Om mogelijke veiligheidsrisico’s tegen te gaan is er een specifieke aanpak. Overplaatsing gaat in de regel gepaard met een vermelding van de betreffende gedetineerde op de GVM-lijst. Dit betreft een lijst van gedetineerden met een vlucht- en/of maatschappelijk risico. In beginsel worden daardoor ook in de reguliere PI toezichtsmaatregelen voor de gedetineerde opgelegd door de directeur. Na zes weken wordt beoordeeld of de risico’s zijn gewijzigd en of daardoor de vermelding op de GVM-lijst dient te worden aangepast. De gedetineerde blijft bij uitplaatsing onderwerp van bespreking in het Gedetineerden Recherche InformatiePunt (GRIP) waar, naast OM en Politie, ook de TA aan deelneemt. Dit overleg is voornamelijk bedoeld om aan de hand van hun expertise mogelijke veiligheidsrisico’s te bespreken en passende toezichtsmaatregelen te kunnen opleggen. Elke PI heeft daarnaast een aandacht functionaris die gespecialiseerd is op het gebied van radicalisering en die kan worden ingezet bij deze doelgroep. Als de gedetineerde zich weer schuldig maakt aan het verspreiden van radicaal gedachtengoed, wordt deze teruggeplaatst op de TA.
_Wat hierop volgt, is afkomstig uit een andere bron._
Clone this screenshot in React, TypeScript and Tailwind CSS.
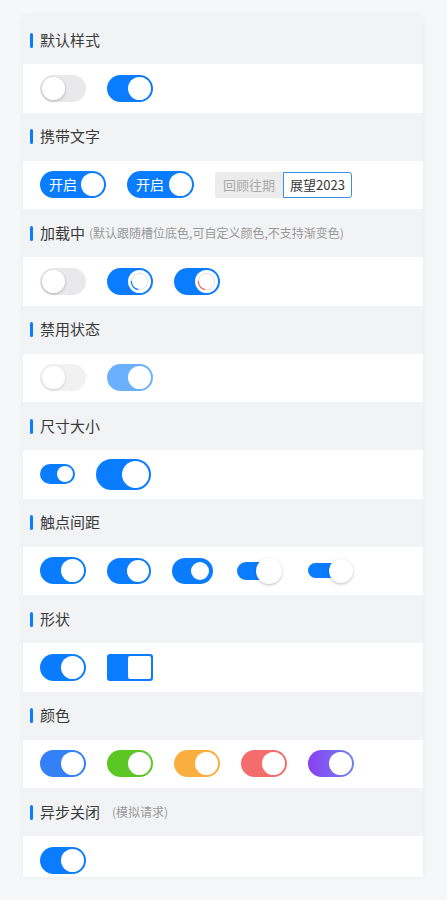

Op het gebied van re-integratie en deradicalisering vindt reeds veelvuldig overleg plaats tussen TA, ontvangende PI’s, reclassering en gemeenten. Die samenwerking zorgt ervoor dat deze partijen elkaar weten te vinden en van elkaar leren. Deze aanpak willen wij verder brengen. Daarom gaan zij nauwer samenwerken in een Multidisciplinair Afstemmingsoverleg Resocialisatie (MAR). Het MAR zal de continuïteit van interventies bewaken doordat deze partijen gezamenlijk op casusniveau zullen bekijken welke interventies passend zijn voor de betreffende (ex)gedetineerde met een terroristische achtergrond. Binnen enkele maanden gaat het MAR van start.

Door op deze manier de verbinding te leggen tussen de TA en andere partners wordt zowel op het gebied van veiligheid als op het gebied van re-integratie expertise overgedragen.

De Inspectie Justitie en Veiligheid verricht momenteel onderzoek naar de mogelijkheden voor re-integratie binnen de Terroristenafdelingen. De Inspectie verwacht in het eerste kwartaal van dit jaar het onderzoek te publiceren. U ziet dan ook de beleidsreactie op het rapport tegemoet.